-------- Stored data --------
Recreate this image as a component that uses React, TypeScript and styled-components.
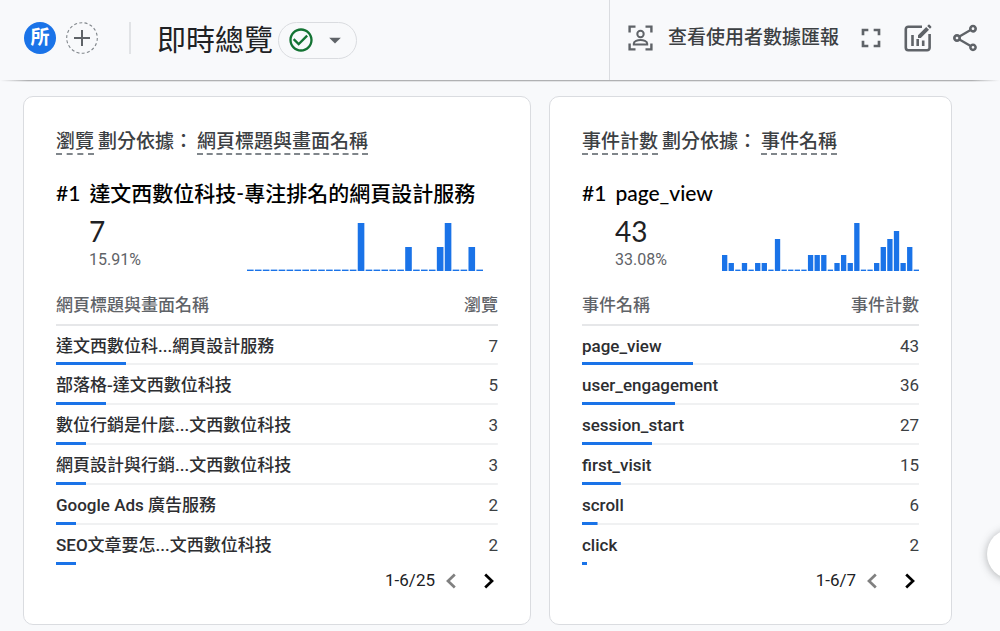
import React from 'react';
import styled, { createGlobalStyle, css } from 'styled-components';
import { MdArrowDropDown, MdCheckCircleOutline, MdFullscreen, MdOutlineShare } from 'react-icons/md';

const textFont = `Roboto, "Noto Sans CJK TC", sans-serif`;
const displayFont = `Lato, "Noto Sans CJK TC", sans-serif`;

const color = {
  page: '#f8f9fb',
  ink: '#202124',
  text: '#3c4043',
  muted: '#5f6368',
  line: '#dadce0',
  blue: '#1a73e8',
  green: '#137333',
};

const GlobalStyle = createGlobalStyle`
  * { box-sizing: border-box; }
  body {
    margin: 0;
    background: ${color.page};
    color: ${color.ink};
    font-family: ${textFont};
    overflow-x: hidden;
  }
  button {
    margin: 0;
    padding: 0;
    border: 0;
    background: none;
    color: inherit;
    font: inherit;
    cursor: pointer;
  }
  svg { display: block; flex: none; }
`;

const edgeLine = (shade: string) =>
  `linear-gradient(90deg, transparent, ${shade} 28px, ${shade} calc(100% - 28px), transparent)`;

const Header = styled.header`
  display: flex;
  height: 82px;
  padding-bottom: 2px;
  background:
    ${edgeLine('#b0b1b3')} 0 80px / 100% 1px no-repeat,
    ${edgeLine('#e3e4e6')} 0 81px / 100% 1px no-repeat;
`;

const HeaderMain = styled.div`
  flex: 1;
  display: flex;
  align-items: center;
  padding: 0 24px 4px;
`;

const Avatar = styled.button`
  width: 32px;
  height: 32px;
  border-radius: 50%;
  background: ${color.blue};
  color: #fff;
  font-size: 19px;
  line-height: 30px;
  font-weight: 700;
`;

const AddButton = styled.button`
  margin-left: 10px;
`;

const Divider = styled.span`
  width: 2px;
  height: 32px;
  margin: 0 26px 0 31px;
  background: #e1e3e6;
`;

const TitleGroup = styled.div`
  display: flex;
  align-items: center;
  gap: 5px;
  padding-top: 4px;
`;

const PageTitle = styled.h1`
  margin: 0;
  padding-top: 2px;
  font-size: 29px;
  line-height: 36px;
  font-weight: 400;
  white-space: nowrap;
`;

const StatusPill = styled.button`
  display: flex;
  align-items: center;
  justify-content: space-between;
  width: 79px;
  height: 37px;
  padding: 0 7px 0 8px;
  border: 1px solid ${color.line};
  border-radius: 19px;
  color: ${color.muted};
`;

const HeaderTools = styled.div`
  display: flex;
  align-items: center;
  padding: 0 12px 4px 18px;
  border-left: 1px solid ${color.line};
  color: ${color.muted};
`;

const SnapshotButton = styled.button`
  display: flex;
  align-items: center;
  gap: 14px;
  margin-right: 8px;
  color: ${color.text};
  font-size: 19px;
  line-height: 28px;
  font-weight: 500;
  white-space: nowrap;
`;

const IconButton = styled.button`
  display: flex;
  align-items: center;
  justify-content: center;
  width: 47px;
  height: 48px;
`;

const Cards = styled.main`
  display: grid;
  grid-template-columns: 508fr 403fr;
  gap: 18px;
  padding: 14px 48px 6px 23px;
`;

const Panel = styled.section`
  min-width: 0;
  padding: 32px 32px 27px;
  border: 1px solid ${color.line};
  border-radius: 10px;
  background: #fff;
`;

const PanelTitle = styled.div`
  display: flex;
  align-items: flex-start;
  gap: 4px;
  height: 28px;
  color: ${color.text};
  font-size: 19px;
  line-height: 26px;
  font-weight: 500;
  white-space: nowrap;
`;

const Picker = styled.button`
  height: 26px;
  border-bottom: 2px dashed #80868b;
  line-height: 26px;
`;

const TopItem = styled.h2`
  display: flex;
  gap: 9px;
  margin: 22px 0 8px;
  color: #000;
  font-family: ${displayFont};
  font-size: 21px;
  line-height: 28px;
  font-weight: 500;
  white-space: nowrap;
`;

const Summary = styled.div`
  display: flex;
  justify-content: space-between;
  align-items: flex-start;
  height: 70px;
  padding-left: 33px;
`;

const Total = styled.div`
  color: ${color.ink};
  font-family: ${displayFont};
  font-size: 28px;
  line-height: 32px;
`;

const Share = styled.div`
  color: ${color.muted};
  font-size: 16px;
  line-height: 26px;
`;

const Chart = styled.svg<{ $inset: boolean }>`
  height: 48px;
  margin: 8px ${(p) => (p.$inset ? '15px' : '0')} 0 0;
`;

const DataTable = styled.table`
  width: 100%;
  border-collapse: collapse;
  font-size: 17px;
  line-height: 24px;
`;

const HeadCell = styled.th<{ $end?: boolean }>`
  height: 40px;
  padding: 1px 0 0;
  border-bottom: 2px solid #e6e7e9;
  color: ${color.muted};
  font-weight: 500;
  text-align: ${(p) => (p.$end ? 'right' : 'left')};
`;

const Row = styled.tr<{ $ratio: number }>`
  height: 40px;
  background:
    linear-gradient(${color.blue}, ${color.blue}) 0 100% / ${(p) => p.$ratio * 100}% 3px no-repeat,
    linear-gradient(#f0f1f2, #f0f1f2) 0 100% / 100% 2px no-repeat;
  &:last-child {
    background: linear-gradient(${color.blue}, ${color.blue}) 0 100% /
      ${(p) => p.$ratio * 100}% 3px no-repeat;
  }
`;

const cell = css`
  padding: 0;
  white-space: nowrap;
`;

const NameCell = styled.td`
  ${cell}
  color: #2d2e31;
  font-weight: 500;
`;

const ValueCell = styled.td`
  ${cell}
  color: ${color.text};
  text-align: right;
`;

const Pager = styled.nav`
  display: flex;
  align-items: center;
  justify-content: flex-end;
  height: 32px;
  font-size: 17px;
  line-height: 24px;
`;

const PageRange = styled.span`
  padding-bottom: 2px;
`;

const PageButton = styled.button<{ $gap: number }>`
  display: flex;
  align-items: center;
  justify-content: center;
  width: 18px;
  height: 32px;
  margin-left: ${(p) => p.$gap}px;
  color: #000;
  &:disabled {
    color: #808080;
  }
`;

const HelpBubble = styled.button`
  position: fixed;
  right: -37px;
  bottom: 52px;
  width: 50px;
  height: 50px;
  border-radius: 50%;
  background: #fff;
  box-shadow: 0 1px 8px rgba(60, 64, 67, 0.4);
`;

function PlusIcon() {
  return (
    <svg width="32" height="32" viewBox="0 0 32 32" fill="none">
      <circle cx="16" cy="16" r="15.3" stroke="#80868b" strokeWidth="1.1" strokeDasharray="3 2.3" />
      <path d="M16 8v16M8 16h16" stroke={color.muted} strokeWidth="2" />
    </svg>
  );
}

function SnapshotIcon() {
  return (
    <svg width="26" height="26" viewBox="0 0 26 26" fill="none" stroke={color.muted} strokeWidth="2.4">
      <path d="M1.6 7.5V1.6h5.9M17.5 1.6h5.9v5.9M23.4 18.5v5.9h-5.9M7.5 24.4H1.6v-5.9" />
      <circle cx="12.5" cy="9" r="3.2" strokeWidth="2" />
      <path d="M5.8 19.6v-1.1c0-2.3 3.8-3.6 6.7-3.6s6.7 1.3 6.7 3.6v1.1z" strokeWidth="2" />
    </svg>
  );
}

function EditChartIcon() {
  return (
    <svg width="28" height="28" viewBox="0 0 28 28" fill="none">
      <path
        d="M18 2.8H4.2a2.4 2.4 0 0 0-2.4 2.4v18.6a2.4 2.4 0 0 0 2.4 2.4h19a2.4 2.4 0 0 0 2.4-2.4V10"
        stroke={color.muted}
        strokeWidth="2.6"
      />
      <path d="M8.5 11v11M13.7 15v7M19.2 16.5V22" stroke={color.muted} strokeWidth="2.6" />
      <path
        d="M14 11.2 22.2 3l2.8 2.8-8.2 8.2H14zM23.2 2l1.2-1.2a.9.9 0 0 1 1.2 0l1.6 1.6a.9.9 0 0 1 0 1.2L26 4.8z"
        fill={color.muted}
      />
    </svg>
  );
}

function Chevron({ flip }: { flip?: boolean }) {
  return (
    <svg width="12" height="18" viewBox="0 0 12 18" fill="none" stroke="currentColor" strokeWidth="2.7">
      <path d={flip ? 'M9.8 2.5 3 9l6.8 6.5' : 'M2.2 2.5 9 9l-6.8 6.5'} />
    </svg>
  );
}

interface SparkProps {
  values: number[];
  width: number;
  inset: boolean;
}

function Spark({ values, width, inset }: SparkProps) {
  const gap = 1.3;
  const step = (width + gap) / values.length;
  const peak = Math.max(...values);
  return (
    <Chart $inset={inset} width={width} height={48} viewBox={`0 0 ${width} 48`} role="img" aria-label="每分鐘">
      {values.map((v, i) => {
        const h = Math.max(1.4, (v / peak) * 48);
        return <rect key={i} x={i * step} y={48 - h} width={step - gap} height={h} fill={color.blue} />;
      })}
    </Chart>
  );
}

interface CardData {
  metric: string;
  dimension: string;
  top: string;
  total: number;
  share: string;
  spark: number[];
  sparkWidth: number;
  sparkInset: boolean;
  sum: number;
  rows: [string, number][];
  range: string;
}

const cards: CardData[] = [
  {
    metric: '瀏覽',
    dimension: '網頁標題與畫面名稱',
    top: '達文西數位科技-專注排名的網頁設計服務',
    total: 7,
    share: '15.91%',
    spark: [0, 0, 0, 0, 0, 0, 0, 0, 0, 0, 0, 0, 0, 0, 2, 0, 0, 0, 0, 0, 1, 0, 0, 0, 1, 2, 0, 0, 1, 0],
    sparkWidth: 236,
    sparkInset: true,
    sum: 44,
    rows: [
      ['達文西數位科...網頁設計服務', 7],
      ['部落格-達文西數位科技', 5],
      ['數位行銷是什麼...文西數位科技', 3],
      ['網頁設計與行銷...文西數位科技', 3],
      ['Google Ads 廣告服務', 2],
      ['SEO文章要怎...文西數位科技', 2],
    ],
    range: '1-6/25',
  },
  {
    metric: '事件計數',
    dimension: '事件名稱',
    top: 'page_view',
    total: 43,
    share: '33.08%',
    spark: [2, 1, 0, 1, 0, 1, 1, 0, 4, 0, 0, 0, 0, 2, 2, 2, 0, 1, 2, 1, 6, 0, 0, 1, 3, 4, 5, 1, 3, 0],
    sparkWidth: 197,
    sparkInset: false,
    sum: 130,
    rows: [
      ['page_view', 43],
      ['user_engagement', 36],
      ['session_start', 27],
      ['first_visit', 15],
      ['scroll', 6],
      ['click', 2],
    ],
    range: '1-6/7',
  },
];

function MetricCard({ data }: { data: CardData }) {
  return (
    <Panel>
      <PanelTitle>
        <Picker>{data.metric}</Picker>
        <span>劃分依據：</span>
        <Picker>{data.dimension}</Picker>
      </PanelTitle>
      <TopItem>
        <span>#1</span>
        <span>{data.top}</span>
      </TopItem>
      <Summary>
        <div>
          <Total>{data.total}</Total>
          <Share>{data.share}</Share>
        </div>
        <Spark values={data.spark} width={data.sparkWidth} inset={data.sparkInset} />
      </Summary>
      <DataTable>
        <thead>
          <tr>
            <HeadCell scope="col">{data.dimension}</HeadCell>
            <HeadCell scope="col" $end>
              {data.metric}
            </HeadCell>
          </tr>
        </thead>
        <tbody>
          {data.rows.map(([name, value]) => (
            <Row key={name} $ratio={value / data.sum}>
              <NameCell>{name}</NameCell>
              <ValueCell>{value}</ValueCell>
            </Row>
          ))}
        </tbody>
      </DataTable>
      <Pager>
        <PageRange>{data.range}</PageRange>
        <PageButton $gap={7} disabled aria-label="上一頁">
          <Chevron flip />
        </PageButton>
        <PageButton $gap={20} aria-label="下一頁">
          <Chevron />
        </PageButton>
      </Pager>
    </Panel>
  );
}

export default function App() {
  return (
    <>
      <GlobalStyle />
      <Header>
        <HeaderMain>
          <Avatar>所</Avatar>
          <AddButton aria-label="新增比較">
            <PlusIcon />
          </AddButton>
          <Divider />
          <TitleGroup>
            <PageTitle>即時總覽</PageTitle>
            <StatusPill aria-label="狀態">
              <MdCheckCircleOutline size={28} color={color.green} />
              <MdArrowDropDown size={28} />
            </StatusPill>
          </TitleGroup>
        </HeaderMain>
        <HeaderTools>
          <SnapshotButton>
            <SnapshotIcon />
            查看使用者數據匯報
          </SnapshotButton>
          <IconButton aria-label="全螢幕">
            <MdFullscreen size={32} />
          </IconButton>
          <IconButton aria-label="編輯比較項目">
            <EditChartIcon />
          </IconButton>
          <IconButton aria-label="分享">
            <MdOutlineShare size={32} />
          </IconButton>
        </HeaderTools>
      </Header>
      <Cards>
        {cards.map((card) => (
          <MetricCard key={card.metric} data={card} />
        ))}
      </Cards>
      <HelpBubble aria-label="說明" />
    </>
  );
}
--------
* [Goal] Search the data for the word "components" and copy each line where it appears.

* [Output of the task]
Recreate this image as a component that uses React, TypeScript and styled-components.
import styled, { createGlobalStyle, css } from 'styled-components';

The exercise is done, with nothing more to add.